NBC newsman Tim Russert testified yesterday that it was “impossible” that he told Libby about Valerie Plame because he did not know about the CIA agent at the time of his conversation with Libby. He added that Libby had called to complain about NBC’s coverage of the Plame affair: “What the hell is going on with ‘Hardball’?” Russert quoted Libby as having asked him.
U.S. military officials reported that a helicopter operated by a private security firm came down in Iraq last week, marking the sixth downing of a helicopter in three weeks. “American officials say the streak strongly suggests that insurgents have adapted their tactics and are now putting more effort into shooting down the aircraft.”
Many State Department employees “have outright refused repeated requests that they go to Iraq, while others have demanded that they be assigned only to Baghdad and not be sent outside the more secure Green Zone.” The employees who do sign up for Iraq duty have “tended to be younger, more entry-level types, and not experienced, seasoned diplomats.”
The bipartisan U.S. Commission on International Religious Freedom yesterday warned “that the Bush administration, in its zeal to secure the nation’s borders and stem the tide of illegal immigrants, may be leaving asylum seekers vulnerable to deportation and harsh treatment.”

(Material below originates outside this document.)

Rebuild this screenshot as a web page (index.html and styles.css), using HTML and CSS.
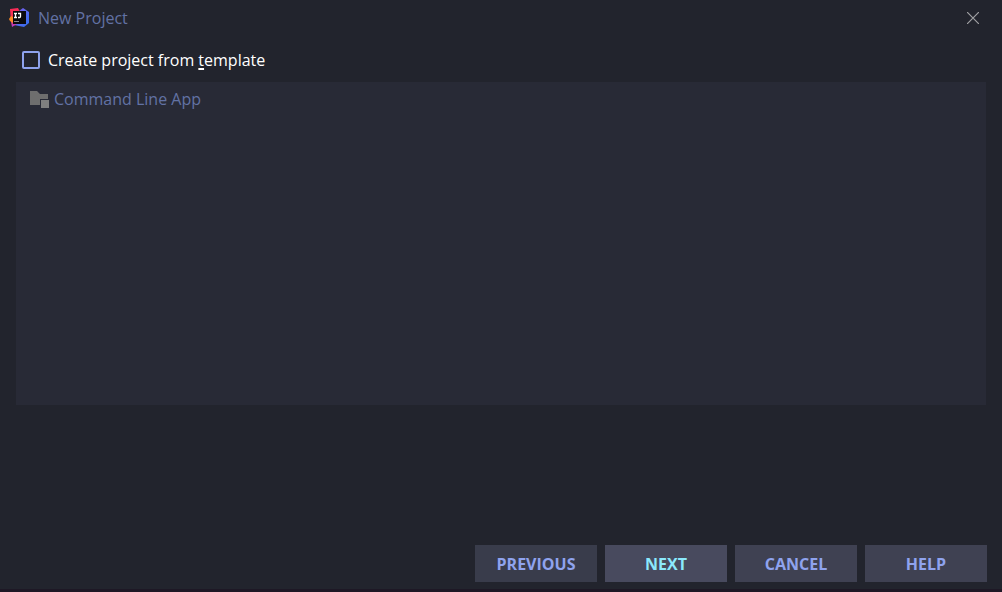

President Bush has proposed a significant jump in funding — 31 percent — “for an anti-drug advertising campaign that government-funded research shows is at best useless and at worst has increased drug use among some teens.” The program is Rep. Dennis Hastert’s (R-IL) “baby,” said Bill Piper, national affairs director for the Drug Policy Alliance.
“President Bush’s proposed war budget includes many high-cost weapons that won’t be operational for years, using a funding request aimed at supporting the troops to seek money for some of the Pentagon’s favorite projects.”
Seven Senate conservatives, five of whom voted to protect President Bush and block debate on Iraq earlier this week, “changed course yesterday and vowed to use every tactic at their disposal to ensure a full and open debate” on Iraq. “The current stalemate is unacceptable to us and to the people of this country,” they wrote in a letter to Senate leaders.
Rep. Gary Miller (R-CA), under federal investigation over several land sales he made, lashed out at media publications who he claimed “have an agenda” in pursuing the story. Miller is accused of having lied about a land deal and sheltered $10 million in profits from capital gains taxes. Ex-aides have alleged that he abused his power.
And finally: Sen. Ted Kennedy (D-MA) and Rep. John Boehner (R-OH) knocked ’em dead at this week’s Congressional Correspondents Dinner. “Kennedy said he recently visited Boehner when he was on the House side and noticed that the Ohio legislator was working on a jigsaw puzzle. Six months later, Kennedy stopped by Boehner’s office again — and Boehner was still working on putting the puzzle together. ‘John, that’s a long time to be working on a puzzle,’ Kennedy said. ‘No, it’s not,’ Boehner supposedly replied. ‘Right here on the side of the box it says three to five years.'” Ba-Dum-Bum.